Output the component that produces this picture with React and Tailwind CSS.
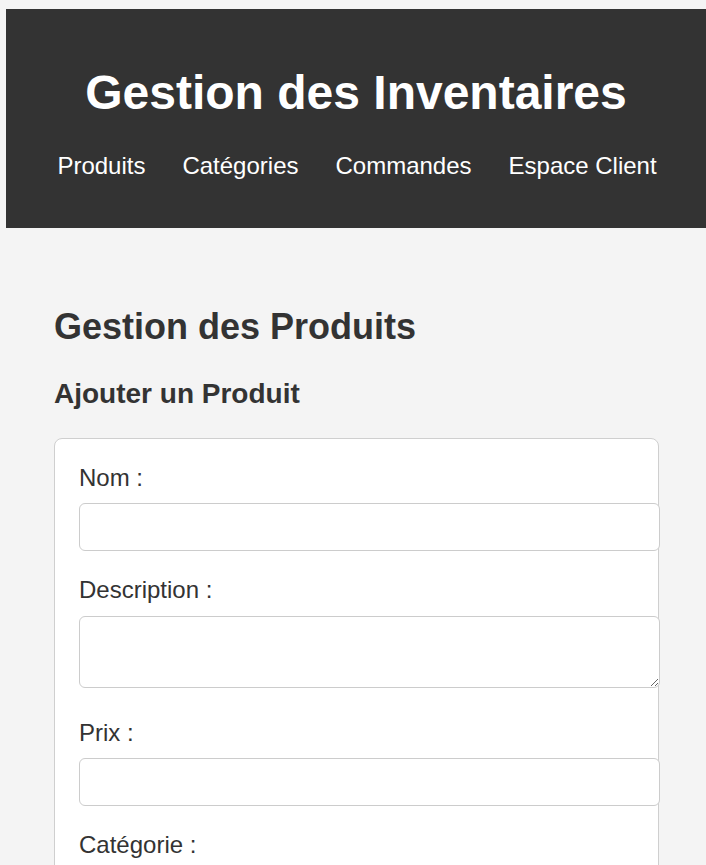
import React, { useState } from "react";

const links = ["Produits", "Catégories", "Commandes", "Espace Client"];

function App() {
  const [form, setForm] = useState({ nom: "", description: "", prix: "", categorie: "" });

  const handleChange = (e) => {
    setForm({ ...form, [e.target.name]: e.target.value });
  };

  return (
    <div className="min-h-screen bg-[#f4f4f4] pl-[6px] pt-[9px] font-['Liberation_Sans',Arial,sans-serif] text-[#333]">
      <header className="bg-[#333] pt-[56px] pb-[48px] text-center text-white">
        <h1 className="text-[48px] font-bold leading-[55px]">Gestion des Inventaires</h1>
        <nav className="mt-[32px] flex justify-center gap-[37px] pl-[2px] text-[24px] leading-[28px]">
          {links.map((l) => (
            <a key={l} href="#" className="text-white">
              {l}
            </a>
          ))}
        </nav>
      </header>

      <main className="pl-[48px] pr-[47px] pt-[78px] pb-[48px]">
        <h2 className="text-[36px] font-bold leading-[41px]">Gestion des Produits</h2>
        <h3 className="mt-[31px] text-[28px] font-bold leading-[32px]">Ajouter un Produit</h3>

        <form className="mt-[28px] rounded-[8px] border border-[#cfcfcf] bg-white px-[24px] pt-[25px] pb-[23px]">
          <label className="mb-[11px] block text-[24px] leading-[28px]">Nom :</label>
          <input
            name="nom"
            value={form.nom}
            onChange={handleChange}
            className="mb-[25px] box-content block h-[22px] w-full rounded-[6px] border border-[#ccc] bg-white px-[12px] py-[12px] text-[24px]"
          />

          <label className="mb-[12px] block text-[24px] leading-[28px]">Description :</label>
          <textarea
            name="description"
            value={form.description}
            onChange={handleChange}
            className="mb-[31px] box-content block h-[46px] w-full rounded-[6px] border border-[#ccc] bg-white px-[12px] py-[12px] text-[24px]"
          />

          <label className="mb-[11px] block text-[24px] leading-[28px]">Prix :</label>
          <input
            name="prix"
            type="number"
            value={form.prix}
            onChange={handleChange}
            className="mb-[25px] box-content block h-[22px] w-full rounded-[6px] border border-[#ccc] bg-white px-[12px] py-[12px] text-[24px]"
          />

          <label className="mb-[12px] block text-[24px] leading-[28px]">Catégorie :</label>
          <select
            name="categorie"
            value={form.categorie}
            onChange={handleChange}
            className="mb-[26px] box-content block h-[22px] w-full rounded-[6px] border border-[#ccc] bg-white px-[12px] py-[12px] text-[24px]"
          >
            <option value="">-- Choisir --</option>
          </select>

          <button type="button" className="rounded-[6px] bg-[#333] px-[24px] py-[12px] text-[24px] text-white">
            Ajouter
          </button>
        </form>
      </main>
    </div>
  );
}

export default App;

☆ ☆ ☆

## Aim of the exercise
Leave out the pictures and give the listing above again exactly.

## Result
Output the component that produces this picture with React and Tailwind CSS.
import React, { useState } from "react";

const links = ["Produits", "Catégories", "Commandes", "Espace Client"];

function App() {
  const [form, setForm] = useState({ nom: "", description: "", prix: "", categorie: "" });

  const handleChange = (e) => {
    setForm({ ...form, [e.target.name]: e.target.value });
  };

  return (
    <div className="min-h-screen bg-[#f4f4f4] pl-[6px] pt-[9px] font-['Liberation_Sans',Arial,sans-serif] text-[#333]">
      <header className="bg-[#333] pt-[56px] pb-[48px] text-center text-white">
        <h1 className="text-[48px] font-bold leading-[55px]">Gestion des Inventaires</h1>
        <nav className="mt-[32px] flex justify-center gap-[37px] pl-[2px] text-[24px] leading-[28px]">
          {links.map((l) => (
            <a key={l} href="#" className="text-white">
              {l}
            </a>
          ))}
        </nav>
      </header>

      <main className="pl-[48px] pr-[47px] pt-[78px] pb-[48px]">
        <h2 className="text-[36px] font-bold leading-[41px]">Gestion des Produits</h2>
        <h3 className="mt-[31px] text-[28px] font-bold leading-[32px]">Ajouter un Produit</h3>

        <form className="mt-[28px] rounded-[8px] border border-[#cfcfcf] bg-white px-[24px] pt-[25px] pb-[23px]">
          <label className="mb-[11px] block text-[24px] leading-[28px]">Nom :</label>
          <input
            name="nom"
            value={form.nom}
            onChange={handleChange}
            className="mb-[25px] box-content block h-[22px] w-full rounded-[6px] border border-[#ccc] bg-white px-[12px] py-[12px] text-[24px]"
          />

          <label className="mb-[12px] block text-[24px] leading-[28px]">Description :</label>
          <textarea
            name="description"
            value={form.description}
            onChange={handleChange}
            className="mb-[31px] box-content block h-[46px] w-full rounded-[6px] border border-[#ccc] bg-white px-[12px] py-[12px] text-[24px]"
          />

          <label className="mb-[11px] block text-[24px] leading-[28px]">Prix :</label>
          <input
            name="prix"
            type="number"
            value={form.prix}
            onChange={handleChange}
            className="mb-[25px] box-content block h-[22px] w-full rounded-[6px] border border-[#ccc] bg-white px-[12px] py-[12px] text-[24px]"
          />

          <label className="mb-[12px] block text-[24px] leading-[28px]">Catégorie :</label>
          <select
            name="categorie"
            value={form.categorie}
            onChange={handleChange}
            className="mb-[26px] box-content block h-[22px] w-full rounded-[6px] border border-[#ccc] bg-white px-[12px] py-[12px] text-[24px]"
          >
            <option value="">-- Choisir --</option>
          </select>

          <button type="button" className="rounded-[6px] bg-[#333] px-[24px] py-[12px] text-[24px] text-white">
            Ajouter
          </button>
        </form>
      </main>
    </div>
  );
}

export default App;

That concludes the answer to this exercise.